Every time I go to the break room at work or pass my coworkers in the hall, I feel like my whole body seizes up. Starting with my heart, then my limbs and finally my brain. Rationally and logically, I enjoy talking to other adults. I do. I like having rapport with my coworkers. It helps me feel “a part of”. However, Anxiety doesn’t care for rational or logical. My body owns me and controls me. The three long seconds before I get close enough in the hall to greet them are sheer panic. “What do I do? What should I say? When should I do it or say it? Do I look weird? Do I look weird right now with my body?” Smile. Wave. Make eye contact. Say hi, how are you. Those are the options. It should be simple. Right? But every grain of my being is telling me: “Keep your head down. Avoid eye contact. Ignore. Ignore. Ignore.” So I have to fight it. Because no one wants to be that woman. You know the bitchy one who acts like no one else exists.
Then there are the people, I have developed enough rapport with to require a stop in the hall and short conversation. Why does society require that we have so many boring, pointless conversations that no one actually cares about. My body literally feels pulled in two directions in time and space. The side of me that wants to have friends, be nice, and have people care about me smiles and talks about the weather. But there is another part of me that wants to run that is subtly pulling away from the moment the conversation started. As I walk away I wonder, “Did it seem like I was trying to get out of that conversation as soon as possible? Could they tell I was terrified during every moment? Why didn’t I just relax and enjoy the conversation? Next time. Next time I will.
Let’s move up to the next level: the break room. I have a need to go in there. I like tea and require the microwave in order to reheat my lunch.
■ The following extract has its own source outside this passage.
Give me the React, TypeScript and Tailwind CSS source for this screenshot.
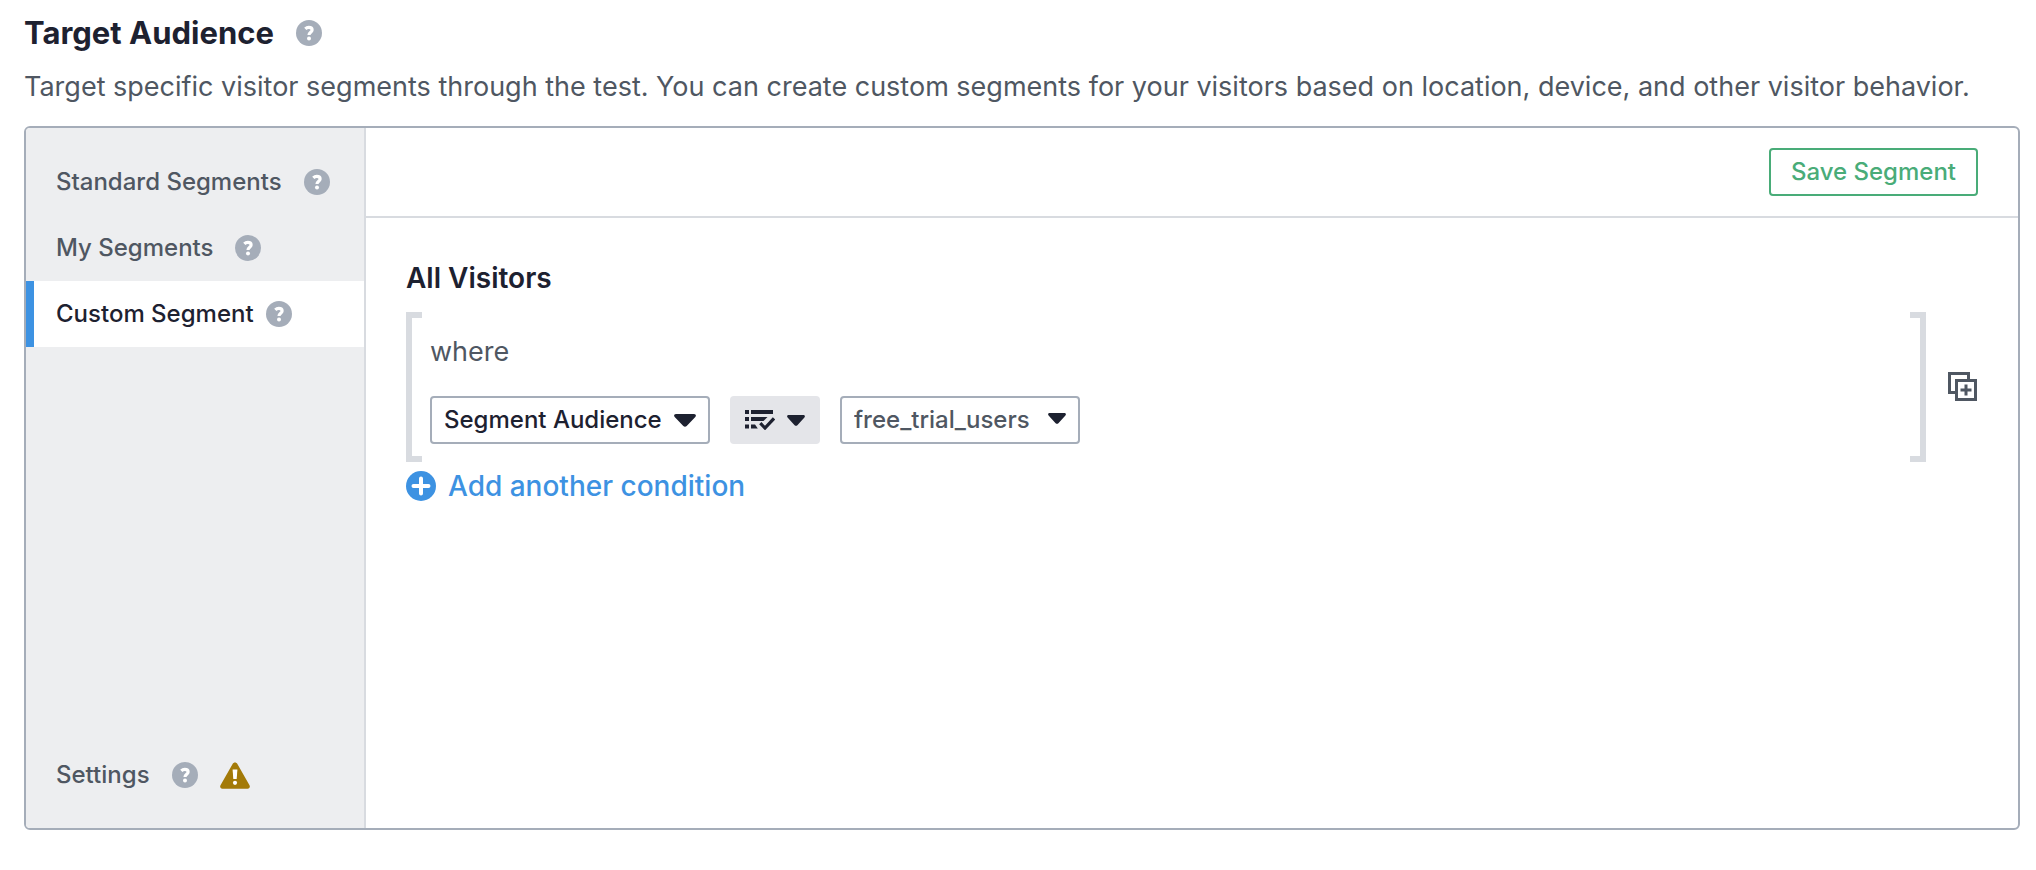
import { useState } from "react";

const tabs = [
  { id: "standard", label: "Standard Segments" },
  { id: "mine", label: "My Segments" },
  { id: "custom", label: "Custom Segment" },
];

function HelpButton({ topic }: { topic: string }) {
  return (
    <button
      type="button"
      aria-label={`Help: ${topic}`}
      className="flex size-[26px] shrink-0 items-center justify-center rounded-full bg-[#a5adb9] text-white"
    >
      <svg viewBox="0 0 26 26" className="size-full" aria-hidden="true">
        <path
          d="M9.3 8.9C10.3 7.9 11.4 7.4 12.8 7.4c2 0 3.3 1 3.3 2.6 0 2.2-3.1 2.3-3.1 5"
          fill="none"
          stroke="currentColor"
          strokeWidth="3.2"
        />
        <circle cx="13" cy="18.4" r="2" fill="currentColor" />
      </svg>
    </button>
  );
}

function Caret({ className }: { className: string }) {
  return (
    <svg
      viewBox="0 0 22 14"
      preserveAspectRatio="none"
      className={className}
      aria-hidden="true"
    >
      <path
        d="M2 0h18c1.8 0 2.5 1.9 1.3 3.1l-8.6 9.8c-1 1.1-2.4 1.1-3.4 0L.7 3.1C-.5 1.9.2 0 2 0Z"
        fill="#1d2130"
      />
    </svg>
  );
}

function ListCheckIcon() {
  return (
    <svg viewBox="0 0 30 20" className="h-5 w-[30px]" aria-hidden="true">
      <g fill="#1d2130">
        <path d="M0 0h4v4H0zM6 0h22v4H6zM0 7h4v4H0zM6 7h16.5l-4 4H6zM0 14.5h4v4H0zM6 14.5h4l2.8 4H6z" />
      </g>
      <path
        d="m15.3 13.2 4.7 4.8 9-9.6"
        fill="none"
        stroke="#1d2130"
        strokeWidth="3.2"
      />
    </svg>
  );
}

function WarningIcon() {
  return (
    <svg
      viewBox="0 0 30 27"
      className="h-[27px] w-[30px]"
      role="img"
      aria-label="Settings need attention"
    >
      <path
        d="M12.6 1.9c1-2 3.8-2 4.8 0l12.1 21.4c.9 1.7 0 3.4-1.9 3.4H2.4c-1.9 0-2.8-1.7-1.9-3.4Z"
        fill="#a37a08"
      />
      <path d="M12.6 7.4h4.8l-.7 9.6h-3.4z" fill="#fff" />
      <circle cx="15" cy="20.8" r="2.1" fill="#fff" />
    </svg>
  );
}

function DuplicateIcon() {
  return (
    <svg viewBox="0 0 30 30" className="size-[30px]" aria-hidden="true">
      <g fill="none" stroke="#4f5762" strokeWidth="3">
        <path d="M20.5 8V1.5h-19v19H8" />
        <path d="M8.5 8.5h19v19h-19z" />
        <path d="M18 12.5v11M12.5 18h11" />
      </g>
    </svg>
  );
}

function PlusCircleIcon() {
  return (
    <svg viewBox="0 0 30 30" className="size-[30px]" aria-hidden="true">
      <circle cx="15" cy="15" r="15" fill="#3d92e2" />
      <path
        d="M15 7.5v15M7.5 15h15"
        stroke="#fff"
        strokeWidth="4"
        strokeLinecap="round"
      />
    </svg>
  );
}

export default function App() {
  const [active, setActive] = useState("custom");

  return (
    <main className="px-6 pt-2 pr-4 pb-10 font-['Inter',sans-serif] text-[#4f5762]">
      <div className="flex items-center gap-[22px]">
        <h1 className="text-[31px] leading-[50px] font-bold text-[#1d2130]">
          Target Audience
        </h1>
        <HelpButton topic="Target Audience" />
      </div>
      <p className="text-[27px] leading-[58px]">
        Target specific visitor segments through the test. You can create custom
        segments for your visitors based on location, device, and other visitor
        behavior.
      </p>

      <section
        aria-label="Target Audience"
        className="mt-[10px] flex min-h-[704px] overflow-hidden rounded-md border-2 border-[#a5adb9]"
      >
        <nav
          aria-label="Segments"
          className="flex w-[340px] shrink-0 flex-col border-r-2 border-[#d8dbe0] bg-[#edeef0] pt-[21px] pb-5 text-2xl font-medium"
        >
          {tabs.map((tab) => (
            <div
              key={tab.id}
              className={`flex h-[66px] items-center border-l-8 pl-[22px] ${
                tab.id === active
                  ? "gap-3 border-[#3d92e2] bg-white text-[#1d2130]"
                  : "gap-[22px] border-transparent"
              }`}
            >
              <button type="button" onClick={() => setActive(tab.id)}>
                {tab.label}
              </button>
              <HelpButton topic={tab.label} />
            </div>
          ))}
          <div className="mt-auto flex h-[66px] items-center gap-[22px] border-l-8 border-transparent pl-[22px]">
            <button type="button">Settings</button>
            <HelpButton topic="Settings" />
            <WarningIcon />
          </div>
        </nav>

        <div className="min-w-0 flex-1">
          <div className="flex justify-end border-b-2 border-[#d8dbe0] px-10 py-5">
            <button
              type="button"
              className="h-12 rounded border-2 border-[#49ac78] px-5 text-2xl font-medium text-[#49ac78]"
            >
              Save Segment
            </button>
          </div>

          <div className="px-10 py-10">
            <h2 className="text-[28px] leading-10 font-semibold text-[#1d2130]">
              All Visitors
            </h2>

            <div className="mt-[14px] flex items-center gap-[22px]">
              <div className="flex min-w-0 flex-1">
                <div className="w-4 shrink-0 border-6 border-r-0 border-[#d8dbe0]" />
                <div className="flex-1 px-2 py-[18px]">
                  <p className="text-[27px] leading-[44px]">where</p>
                  <div className="mt-[22px] flex gap-5">
                    <div className="relative">
                      <select
                        aria-label="Attribute"
                        className="h-12 appearance-none rounded border-2 border-[#a5adb9] bg-white pr-[46px] pl-3 text-2xl font-medium text-[#1d2130]"
                      >
                        <option>Segment Audience</option>
                      </select>
                      <Caret className="pointer-events-none absolute top-[18px] right-[14px] h-[13px] w-[22px]" />
                    </div>
                    <button
                      type="button"
                      aria-label="Operator: is in list"
                      aria-haspopup="listbox"
                      className="flex h-12 items-center gap-3 rounded bg-[#e4e5e9] px-[15px]"
                    >
                      <ListCheckIcon />
                      <Caret className="h-[11px] w-[18px]" />
                    </button>
                    <div className="relative">
                      <select
                        aria-label="Value"
                        className="h-12 appearance-none rounded border-2 border-[#a5adb9] bg-white pr-12 pl-3 text-2xl font-medium text-[#4f5762]"
                      >
                        <option>free_trial_users</option>
                      </select>
                      <Caret className="pointer-events-none absolute top-[17px] right-[14px] h-[11px] w-[18px]" />
                    </div>
                  </div>
                </div>
                <div className="w-4 shrink-0 border-6 border-l-0 border-[#d8dbe0]" />
              </div>
              <button type="button" aria-label="Duplicate group">
                <DuplicateIcon />
              </button>
            </div>

            <button
              type="button"
              className="mt-1 flex items-center gap-3 text-[28px] leading-10 font-medium text-[#3d92e2]"
            >
              <PlusCircleIcon />
              Add another condition
            </button>
          </div>
        </div>
      </section>
    </main>
  );
}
However, it is inevitable that at least part of the time I will run into someone else with similar needs and have to engage in small talk. I have come to accept that “Hi, how are you?” is not an actual inquiry. It is a social protocol to which the expected answer is “Good! How are you?” But this construct drives my passionate brain to insanity. I want to talk about the stuff that is meaningful to me. I want to say I feel terrible when I feel terrible. But that is not the protocol. Coworkers don’t want to hear that. Except the secretary who will show empathy and share an equally disparaging sentiment. Why can’t there be more people like her in this world?
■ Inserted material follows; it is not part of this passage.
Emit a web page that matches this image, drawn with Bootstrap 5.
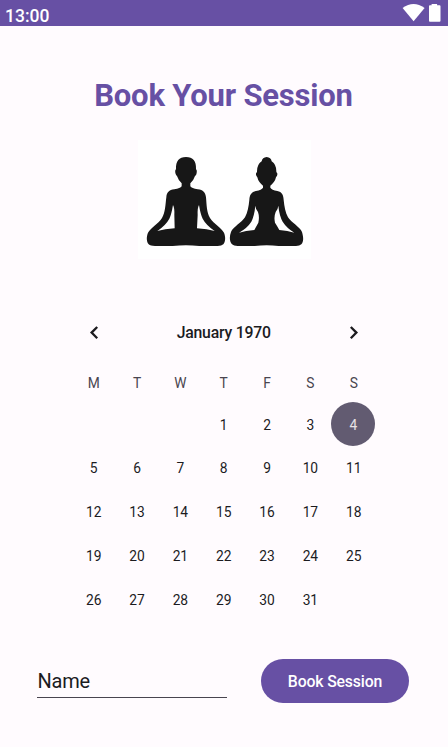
<!DOCTYPE html>
<html lang="en">
<head>
<meta charset="utf-8">
<meta name="viewport" content="width=device-width, initial-scale=1">
<title>Book Your Session</title>
<link rel="stylesheet" href="https://cdn.jsdelivr.net/npm/bootstrap@5.3.0/dist/css/bootstrap.min.css">
<style>
body{font-family:Roboto,"Liberation Sans",sans-serif;background:#fffbfe;color:#1c1b1f;height:747px;overflow:hidden}
.status-bar{height:26px;background:#6750a4;padding:5px 6px 0 5px}
.status-icons{margin-top:-2px}
.clock{font-size:17.5px;line-height:23px;font-weight:500}
.page-title{margin-top:51px;font-size:31px;line-height:38px;letter-spacing:-.2px;text-indent:-1px;color:#6750a4}
.art{width:173px;height:119px;margin:25px 0 0 138px;background:#fff}
.calendar{width:303.4px;margin:50px 0 0 72px}
.cal-head{height:47px}
.cal-title{font-size:15.8px;line-height:20px;font-weight:500;letter-spacing:-.22px}
.arrow-btn{width:43.3px;height:44px}
.week{display:grid;grid-template-columns:repeat(7,1fr);height:43.9px}
.week>span{display:flex;align-items:center;justify-content:center;font-size:13.8px;letter-spacing:-.05px;padding-top:2px}
.week.labels{height:46px;padding-top:6px;color:#49454f}
.week>.picked{background:#625b71;color:#e6e1e5;border-radius:50%;margin-left:-.7px}
.booking{padding:0 39px 0 37px;margin-top:38px}
.name-field,.name-field:focus{width:190px;height:39px;font-size:20px;letter-spacing:-.2px;border-bottom:1px solid #49454f!important;background:transparent;color:#1c1b1f;padding:5px 0 0 .5px}
.name-field::placeholder{color:#1c1b1f;opacity:1}
.book-btn,.book-btn:hover{width:148px;height:44px;background:#6750a4;color:#fff;font-size:15.8px;letter-spacing:-.15px;font-weight:500;padding-top:1px!important}
</style>
<script src="https://cdn.jsdelivr.net/npm/bootstrap@5.3.0/dist/js/bootstrap.bundle.min.js"></script>
</head>
<body>
<header class="status-bar d-flex justify-content-between text-white">
  <span class="clock">13:00</span>
  <svg class="status-icons" width="40" height="20" viewBox="402 3 40 20" fill="#fff"><path d="M402.6 8Q413.5 -.2 424.6 8L413.6 21.2Z"/><path d="M429 6.2q0-.9.9-.9h1.7V4h5.5v1.3h2.5q.9 0 .9.9v14.6q0 1-.9 1h-9.7q-.9 0-.9-1Z"/></svg>
</header>
<main>
  <h1 class="page-title text-center fw-bold mb-0">Book Your Session</h1>
  <svg class="art d-block" viewBox="138 140 173 119" fill="#171717" role="img" aria-label="Two people meditating">
    <g transform="translate(130 136) scale(.33333)">
      <path d="M168 63C147 63 137 75 138 99Q134 103 136 111Q138 118 141 120Q146 135 155 142V151Q151 157 133 160C117 162 110 170 109 184C106 207 106 230 96 246C84 264 62 276 54 290C49 302 49 317 56 325Q61 330 75 330H128Q168 325 208 330H263Q275 330 280 325C287 317 287 302 282 290C274 276 252 264 240 246C230 230 230 207 228 184C226 170 220 162 203 160Q185 157 181 151V142Q190 135 195 120Q199 118 200 111Q202 103 198 99C199 75 189 63 168 63ZM129 207Q134 215 133 237L134 277Q104 279 82 285Q108 267 118 248Q124 237 129 207ZM207 207Q212 237 218 248Q228 267 254 285Q232 279 201 277L203 237Q202 215 207 207Z" fill-rule="evenodd"/>
    </g>
    <g transform="translate(220 136) scale(.33333)">
      <path d="M140 63Q127 64 125 76Q110 86 111 109Q106 111 109 119L112 124Q115 138 129 149V155Q125 162 108 165C94 168 89 176 88 192C86 211 83 230 75 244C66 259 39 273 33 288C28 301 28 317 36 325Q41 330 53 330H104Q140 325 176 330H228Q239 330 244 325C252 317 250 301 246 288C240 273 213 259 204 244C196 230 193 211 191 192C190 176 186 168 172 165Q155 162 151 155V149Q165 138 168 124L171 119Q174 111 169 109Q170 86 155 76Q153 64 140 63ZM106 209Q107 220 114 228Q119 243 115 260Q110 269 103 282Q77 284 57 290Q82 276 94 257Q103 239 106 209ZM175 209Q178 239 188 257Q200 276 223 290Q203 284 178 282Q171 269 165 260Q161 243 167 228Q174 220 175 209Z" fill-rule="evenodd"/>
    </g>
  </svg>
  <section class="calendar">
    <div class="cal-head d-flex justify-content-between align-items-center">
      <button class="btn border-0 p-0 arrow-btn d-flex align-items-center justify-content-center" aria-label="Previous month"><svg width="14" height="16" viewBox="0 0 14 16" fill="none" stroke="#1c1b1f" stroke-width="2.3"><path d="M10.2 2 4.6 7.6l5.6 5.6"/></svg></button>
      <span class="cal-title">January 1970</span>
      <button class="btn border-0 p-0 arrow-btn d-flex align-items-center justify-content-center" aria-label="Next month"><svg width="14" height="16" viewBox="0 0 14 16" fill="none" stroke="#1c1b1f" stroke-width="2.3"><path d="m3.8 2 5.6 5.6-5.6 5.6"/></svg></button>
    </div>
    <div class="week labels"><span>M</span><span>T</span><span>W</span><span>T</span><span>F</span><span>S</span><span>S</span></div>
    <div class="week"><span></span><span></span><span></span><span>1</span><span>2</span><span>3</span><span class="picked">4</span></div>
    <div class="week"><span>5</span><span>6</span><span>7</span><span>8</span><span>9</span><span>10</span><span>11</span></div>
    <div class="week"><span>12</span><span>13</span><span>14</span><span>15</span><span>16</span><span>17</span><span>18</span></div>
    <div class="week"><span>19</span><span>20</span><span>21</span><span>22</span><span>23</span><span>24</span><span>25</span></div>
    <div class="week"><span>26</span><span>27</span><span>28</span><span>29</span><span>30</span><span>31</span><span></span></div>
  </section>
  <form class="booking d-flex justify-content-between">
    <input class="name-field border-0 rounded-0" type="text" placeholder="Name" aria-label="Name">
    <button type="button" class="btn book-btn rounded-pill border-0 p-0">Book Session</button>
  </form>
</main>
</body>
</html>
Yesterday, was one of those apex social anxiety moments. One of my bosses, the big boss, the principal, joined me in the break room. He is of the tall, dark and handsome variety, always impeccably dressed, and carries himself in such a way that combines empathy and authority with perfect measure. This type of authority absolutely terrifies me. I am struck with an intense desire to please, while at the same time a deep belief that I am defective. We started out with small talk. It was going well. He got the gender of my child correct this time and that is a place where I love to share. As the conversation went longer than expected, I began to panic about where to end it. I wanted to avoid awkward silence before he left the room, while at the same time not holding the busy man there too long. That is the point where my brain froze. The sentence was almost finished: Yes, my son is doing great! But with all these snow days he thinks he doesn’t have to go to school anymore because he keeps getting his wishes… ” What is the word? What is the fucking word when you get the wish?! I need a verb. Brain give me a verb now. Before I look like a jack ass to my boss…passed. And the conversation ended and he left and I took a deep breath. He keeps getting his wishes passed?! It’s granted, Gracie! Wishes are granted, not passed. Then I began mentally chastising myself. It’s a lot of pressure, working in a high school. I am surrounded by intellectuals. I know I am smart. I know I am well spoken and funny. Sometimes even charming. But when anxiety freezes my brain. It can be devastating.